Conheço um tipo de gente comportada e talentosa que consegue comer comida feia de um jeito bonito. São os jurados do Master-chef. Tinha essa jurada australiana que vou te contar, não havia um frango frito ou um taco bem recheado e cremoso que desbancasse a sensualidade naquela mordida. E pasmem, sempre com um batom chamativo. O sorriso após satisfeita era sempre impecável, nenhuma salsinha sequer. Me fazia até esquecer que existem cortes e edições de cena tão bonitas que eram. Como ela conseguia segurar, abocanhar todas as camadas sem extrapolar a capacidade da sua cavidade bucal (as minhas bochechas ficariam estiradas como balão de ar), mastigar—de boca fechada—e engolir, sem nenhuma expressão de quase morte? Quem nunca passou por essa experiência terrível, quando no meio da mastigação percebemos que fomos com muita sede ao pote mas já era tarde demais para voltar atrás. Ou engole ou cospe. Bochechas estiradas como balão de ar, olho arregalado, o ar se torna escasso, a epiglote não sabe se abre ou fecha, escorrem gotas de suor, que sufoco. Reza pra não ter um espinho no meio se for peixe frito.
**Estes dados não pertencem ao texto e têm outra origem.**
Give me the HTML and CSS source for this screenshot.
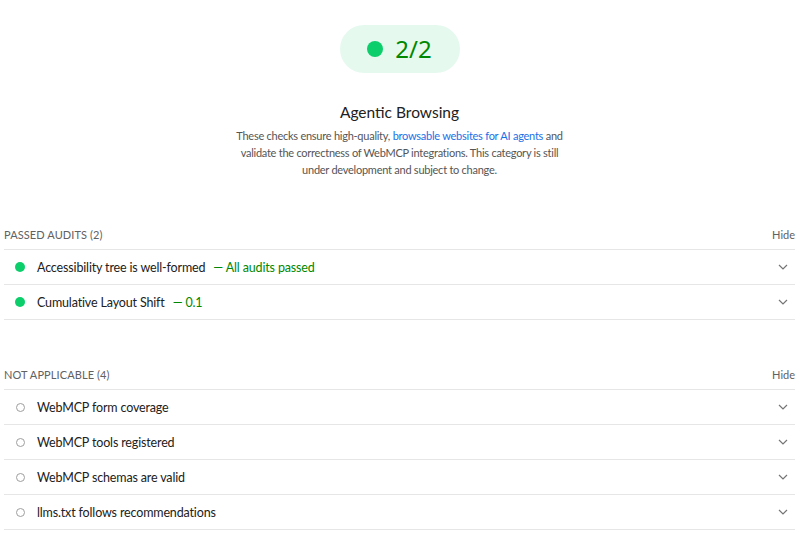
FILE: index.html
```html
<!DOCTYPE html>
<html lang="en">
<head>
    <meta charset="UTF-8">
    <meta name="viewport" content="width=device-width, initial-scale=1.0">
    <title>Agentic Browsing</title>
    <link rel="stylesheet" href="styles.css">
</head>
<body>
    <div class="category-header">
        <div class="gauge">
            <span class="gauge-dot"></span>
            <span class="gauge-score">2/2</span>
        </div>
        <h2 class="category-title">Agentic Browsing</h2>
        <p class="category-desc">These checks ensure high-quality, <a href="#">browsable websites for AI agents</a> and validate the correctness of WebMCP integrations. This category is still under development and subject to change.</p>
    </div>

    <div class="audit-group">
        <div class="group-header">
            <span class="group-title">Passed audits (2)</span>
            <span class="group-toggle">Hide</span>
        </div>
        <div class="audit">
            <span class="icon pass"></span>
            <span class="audit-title">Accessibility tree is well-formed</span>
            <span class="audit-value">— All audits passed</span>
            <span class="chevron"><svg width="10" height="6" viewBox="0 0 10 6"><path d="M1 1l4 4 4-4" fill="none" stroke="#757575" stroke-width="1.2"/></svg></span>
        </div>
        <div class="audit">
            <span class="icon pass"></span>
            <span class="audit-title">Cumulative Layout Shift</span>
            <span class="audit-value">— 0.1</span>
            <span class="chevron"><svg width="10" height="6" viewBox="0 0 10 6"><path d="M1 1l4 4 4-4" fill="none" stroke="#757575" stroke-width="1.2"/></svg></span>
        </div>
    </div>

    <div class="audit-group">
        <div class="group-header">
            <span class="group-title">Not applicable (4)</span>
            <span class="group-toggle">Hide</span>
        </div>
        <div class="audit">
            <span class="icon na"></span>
            <span class="audit-title">WebMCP form coverage</span>
            <span class="chevron"><svg width="10" height="6" viewBox="0 0 10 6"><path d="M1 1l4 4 4-4" fill="none" stroke="#757575" stroke-width="1.2"/></svg></span>
        </div>
        <div class="audit">
            <span class="icon na"></span>
            <span class="audit-title">WebMCP tools registered</span>
            <span class="chevron"><svg width="10" height="6" viewBox="0 0 10 6"><path d="M1 1l4 4 4-4" fill="none" stroke="#757575" stroke-width="1.2"/></svg></span>
        </div>
        <div class="audit">
            <span class="icon na"></span>
            <span class="audit-title">WebMCP schemas are valid</span>
            <span class="chevron"><svg width="10" height="6" viewBox="0 0 10 6"><path d="M1 1l4 4 4-4" fill="none" stroke="#757575" stroke-width="1.2"/></svg></span>
        </div>
        <div class="audit">
            <span class="icon na"></span>
            <span class="audit-title">llms.txt follows recommendations</span>
            <span class="chevron"><svg width="10" height="6" viewBox="0 0 10 6"><path d="M1 1l4 4 4-4" fill="none" stroke="#757575" stroke-width="1.2"/></svg></span>
        </div>
    </div>
</body>
</html>
```

FILE: styles.css
```css
body { margin: 0; padding: 0 5px 0 4px; font-family: Lato, "Noto Sans", sans-serif; color: #212121; background: #fff; }

.category-header { display: flex; flex-direction: column; align-items: center; text-align: center; }
.gauge { margin-top: 25px; width: 120px; height: 48px; border-radius: 24px; background: #e6f9ef; display: flex; align-items: center; justify-content: center; gap: 12px; }
.gauge-dot { width: 16px; height: 16px; border-radius: 50%; background: #0cce6b; }
.gauge-score { font-family: "Noto Sans", sans-serif; font-size: 24px; color: #008800; line-height: 1; }
.category-title { margin: 29px 0 0; font-size: 15.5px; font-weight: normal; line-height: 20px; }
.category-desc { margin: 5px 0 0; max-width: 340px; font-size: 11px; letter-spacing: -0.25px; line-height: 17px; color: #555; }
.category-desc a { color: #1a6fe8; text-decoration: none; }

.audit-group { margin-top: 41px; }
.audit-group + .audit-group { margin-top: 39px; }
.group-header { height: 30px; display: flex; align-items: center; justify-content: space-between; border-bottom: 1px solid #e6e6e6; font-size: 11px; color: #616161; }
.group-title { text-transform: uppercase; letter-spacing: 0.1px; }
.audit { height: 34px; display: flex; align-items: center; border-bottom: 1px solid #e6e6e6; font-size: 12.5px; letter-spacing: -0.15px; }
.icon { width: 10px; height: 10px; border-radius: 50%; margin: 0 12px 0 11px; box-sizing: border-box; }
.icon.pass { background: #0cce6b; }
.icon.na { width: 9px; height: 9px; border: 1.5px solid #9e9e9e; margin: 0 12px 0 12px; }
.audit-value { margin-left: 8px; color: #008800; }
.chevron { margin-left: auto; margin-right: 7px; display: flex; }
```
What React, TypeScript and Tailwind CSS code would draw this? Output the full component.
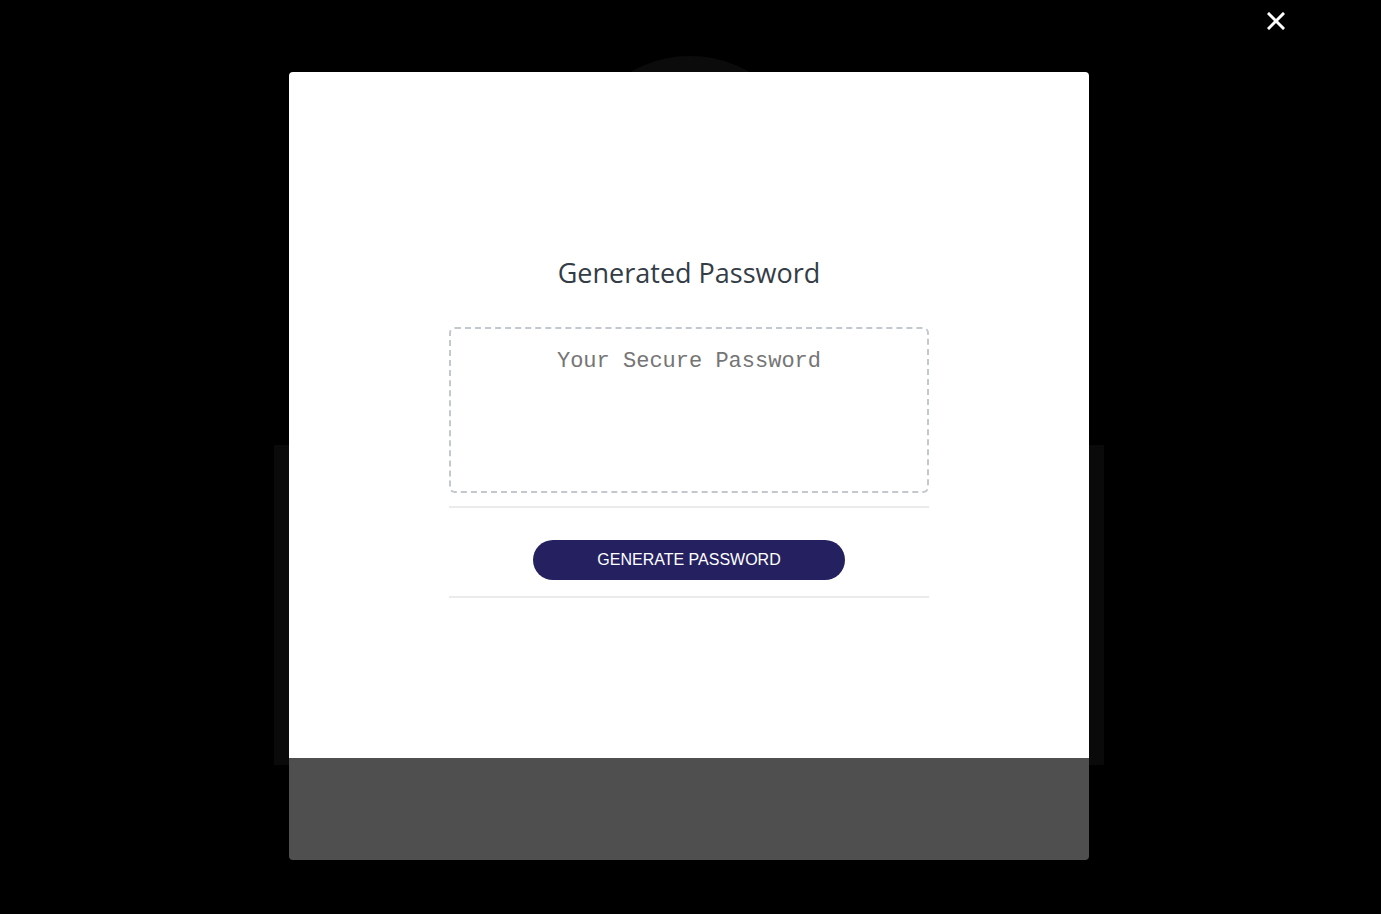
import React from "react";

export default function App() {
  return (
    <div className="relative h-[914px] w-full overflow-hidden bg-black" style={{ fontFamily: '"Open Sans", sans-serif' }}>
      {/* faint background shapes behind overlay */}
      <div className="absolute left-[570px] top-[56px] h-[240px] w-[240px] rounded-full bg-[#0b0b0b]" />
      <div className="absolute left-[274px] top-[445px] h-[320px] w-[830px] bg-[#0a0a0a]" />

      {/* close button */}
      <button className="absolute left-[1266px] top-[11px] flex h-[20px] w-[20px] items-center justify-center" aria-label="Close">
        <svg width="18" height="18" viewBox="0 0 18 18">
          <path d="M2 2 L16 16 M16 2 L2 16" stroke="#ffffff" strokeWidth="3" strokeLinecap="square" />
        </svg>
      </button>

      <div className="relative ml-[289px] mt-[72px] w-[800px] overflow-hidden rounded-[4px]">
        <div className="flex h-[686px] flex-col items-center bg-white pt-[181px]">
          <h2 className="text-[27px] font-[500] leading-[40px] text-[#343c46]">Generated Password</h2>
          <div
            className="mt-[34px] h-[166px] w-[480px] rounded-[6px] border-2 border-dashed border-[#c3c8cf] pt-[18px] text-center text-[22px] leading-[30px] text-[#757575]"
            style={{ fontFamily: '"Liberation Mono", monospace' }}
          >
            Your Secure Password
          </div>
          <div className="mt-[13px] h-[2px] w-[480px] bg-[#ebebeb]" />
          <button
            className="mt-[32px] h-[40px] w-[312px] rounded-full bg-[#252161] text-[16px] text-white"
            style={{ fontFamily: '"Liberation Sans", Arial, sans-serif' }}
          >
            GENERATE PASSWORD
          </button>
          <div className="mt-[16px] h-[2px] w-[480px] bg-[#ebebeb]" />
        </div>
        <div className="h-[102px] bg-[#4f4f4f]" />
      </div>
    </div>
  );
}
Como essa arte não é para qualquer um, sugiro que criem uma competição do melhor comedor de comida feia, garanto que o finalista fará bonito e a audiência será garantida. Importante, no dia que for extrapolar convide aquele amigo desaforado, o único que tem coragem de te contar que tem uma sujeira grudada em você.
Para abrir a nossa mente para os tipos de comida que podem ser feias mas também deliciosas para muitos paladares e culturas, sugiro a série da Netflix Ugly Delicious, do chef e apresentador David Chang.
Amei tanto.. que fui buscar algo pra comer enquanto terminava de ler! Parabéns pelo texto.